SCORE: Story Coherence and Retrieval Enhancement for AI Narratives
Qiang Yi, Yangfan He, Jianhui Wang, Xinyuan Song, ShiYao Qian, Xinhang Yuan, Yi Xin, Yijin Wang, Jingqun Tang, Yuchen Li, Junjiang Lin, Hongyang He, Zhen Tian, Tianxiang Xu, Keqin Li, Kuan Lu, Menghao Huo, Jiaqi Chen, Miao Zhang, Tianyu Shi, Jianyuan Ni
TL;DR
SCORE tackles the problem of long-form narrative coherence in AI-generated stories by introducing a retrieval-augmented framework that tracks key items and summarises episodes.
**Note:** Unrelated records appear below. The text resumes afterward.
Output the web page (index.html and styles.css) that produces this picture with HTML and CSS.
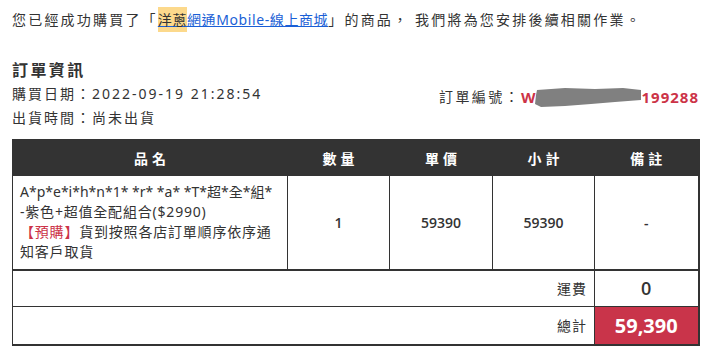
FILE: index.html
```html
<!DOCTYPE html>
<html lang="zh-Hant">
<head>
<meta charset="utf-8">
<link rel="stylesheet" href="styles.css">
</head>
<body>
<p class="intro">您已經成功購買了「<a class="shop" href="#"><mark class="hl">洋蔥</mark>網通Mobile-線上商城</a>」的商品， 我們將為您安排後續相關作業。</p>
<h2 class="title">訂單資訊</h2>
<div class="info">
  <div class="info-left">
    <div class="info-line">購買日期：2022-09-19 21:28:54</div>
    <div class="info-line">出貨時間：尚未出貨</div>
  </div>
  <div class="order-no">訂單編號：<span class="no">W<svg class="blot" width="106" height="20" viewBox="0 0 106 20"><path d="M2 3 L30 1 L60 2 L88 1 L106 3 L106 13 L80 15 L56 17 L30 19 L6 20 L0 17 L1 8 Z" fill="#808080"/></svg>199288</span></div>
</div>
<table class="order">
  <colgroup>
    <col class="c-name"><col class="c-qty"><col class="c-price"><col class="c-sub"><col class="c-note">
  </colgroup>
  <thead>
    <tr><th>品名</th><th>數量</th><th>單價</th><th>小計</th><th>備註</th></tr>
  </thead>
  <tbody>
    <tr class="item">
      <td class="name"><span class="latin">A*p*e*i*h*n*1* *r* *a* *T*超*全*組*</span><br>-紫色+超值全配組合($2990)<br><span class="pre">【預購】</span>貨到按照各店訂單順序依序通知客戶取貨</td>
      <td class="num">1</td>
      <td class="num">59390</td>
      <td class="num">59390</td>
      <td class="num">-</td>
    </tr>
    <tr class="ship">
      <td class="label" colspan="4">運費</td>
      <td class="val">0</td>
    </tr>
    <tr class="total">
      <td class="label" colspan="4">總計</td>
      <td class="val sum">59,390</td>
    </tr>
  </tbody>
</table>
</body>
</html>
```
FILE: styles.css
```css
html, body {
  margin: 0;
  background: #ffffff;
}
body {
  padding: 8px 12px 0 12px;
  font-family: "Noto Sans", "Noto Sans CJK TC", sans-serif;
  color: #333333;
  font-size: 14px;
}
.intro {
  margin: 0;
  font-size: 14px;
  line-height: 24px;
  letter-spacing: 2.2px;
}
.shop {
  color: #1a5fd6;
  text-decoration: underline;
  letter-spacing: 0.6px;
}
.hl {
  background: #fcd98c;
  color: #333333;
  padding: 3px 0;
}
.title {
  margin: 26px 0 0 0;
  font-size: 16px;
  font-weight: 700;
  line-height: 24px;
  letter-spacing: 2.4px;
}
.info {
  display: flex;
  justify-content: space-between;
  align-items: flex-start;
}
.info-line {
  font-size: 14px;
  line-height: 24px;
  letter-spacing: 2px;
}
.order-no {
  padding-top: 3px;
  font-size: 14px;
  line-height: 24px;
  letter-spacing: 2.4px;
  display: flex;
  align-items: center;
}
.no {
  color: #cc3347;
  font-weight: 700;
  font-size: 15px;
  display: inline-flex;
  align-items: center;
  letter-spacing: 1px;
}
.blot {
  display: block;
  margin: 0 1px 0 -2px;
}
.order {
  margin-top: 9px;
  width: 686px;
  border-collapse: collapse;
  table-layout: fixed;
}
.c-name { width: 275px; }
.c-qty { width: 102px; }
.c-price { width: 103px; }
.c-sub { width: 102px; }
.c-note { width: 104px; }
.order th {
  background: #333333;
  color: #ffffff;
  height: 35px;
  padding: 0 0 0 4px;
  font-size: 14px;
  font-weight: 700;
  letter-spacing: 4px;
  text-align: center;
  border: 1px solid #333333;
}
.order td {
  border: 1px solid #333333;
  padding: 0;
}
.order tr > :last-child {
  border-right-width: 2px;
}
.item td {
  height: 94px;
  box-sizing: border-box;
  border-bottom-width: 2px;
}
.name {
  padding: 6px 14px 6px 7px !important;
  font-size: 14px;
  line-height: 20px;
  letter-spacing: 0.8px;
  vertical-align: middle;
}
.latin {
  letter-spacing: 0;
}
.pre {
  color: #cc3347;
}
.num {
  text-align: center;
  font-family: "Open Sans", "Noto Sans CJK TC", sans-serif;
  font-weight: 600;
  font-size: 14px;
}
.label {
  text-align: right;
  padding: 0 7px 0 0 !important;
  font-size: 14px;
  letter-spacing: 1px;
}
.ship td {
  height: 35px;
}
.total td {
  height: 37px;
  border-bottom-width: 2px;
}
.val {
  text-align: center;
  font-family: "Open Sans", sans-serif;
  font-weight: 600;
  font-size: 18px;
}
.sum {
  background: #c9344a;
  color: #ffffff;
  font-weight: 700;
  font-size: 20px;
}
```
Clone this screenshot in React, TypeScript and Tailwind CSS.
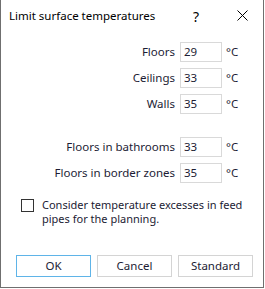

It combines dynamic state tracking, context-aware summaries, and RAG with sentiment and similarity-based retrieval to detect and resolve continuity errors. Empirical results show significant improvements in coherence, consistency, and item continuity across multiple LLMs and genres, with ablations highlighting the importance of dynamic tracking and contextual summaries. The approach offers a scalable, multi-LLM compatible solution for refining AI narratives, though retrieval accuracy and efficiency remain areas for further work.
Abstract
Large Language Models (LLMs) can generate creative and engaging narratives from user-specified input, but maintaining coherence and emotional depth throughout these AI-generated stories remains a challenge. In this work, we propose SCORE, a framework for Story Coherence and Retrieval Enhancement, designed to detect and resolve narrative inconsistencies. By tracking key item statuses and generating episode summaries, SCORE uses a Retrieval-Augmented Generation (RAG) approach to identify related episodes and enhance the overall story structure. Experimental results from testing multiple LLM-generated stories demonstrate that SCORE significantly improves the consistency and stability of narrative coherence compared to baseline GPT models, providing a more robust method for evaluating and refining AI-generated narratives.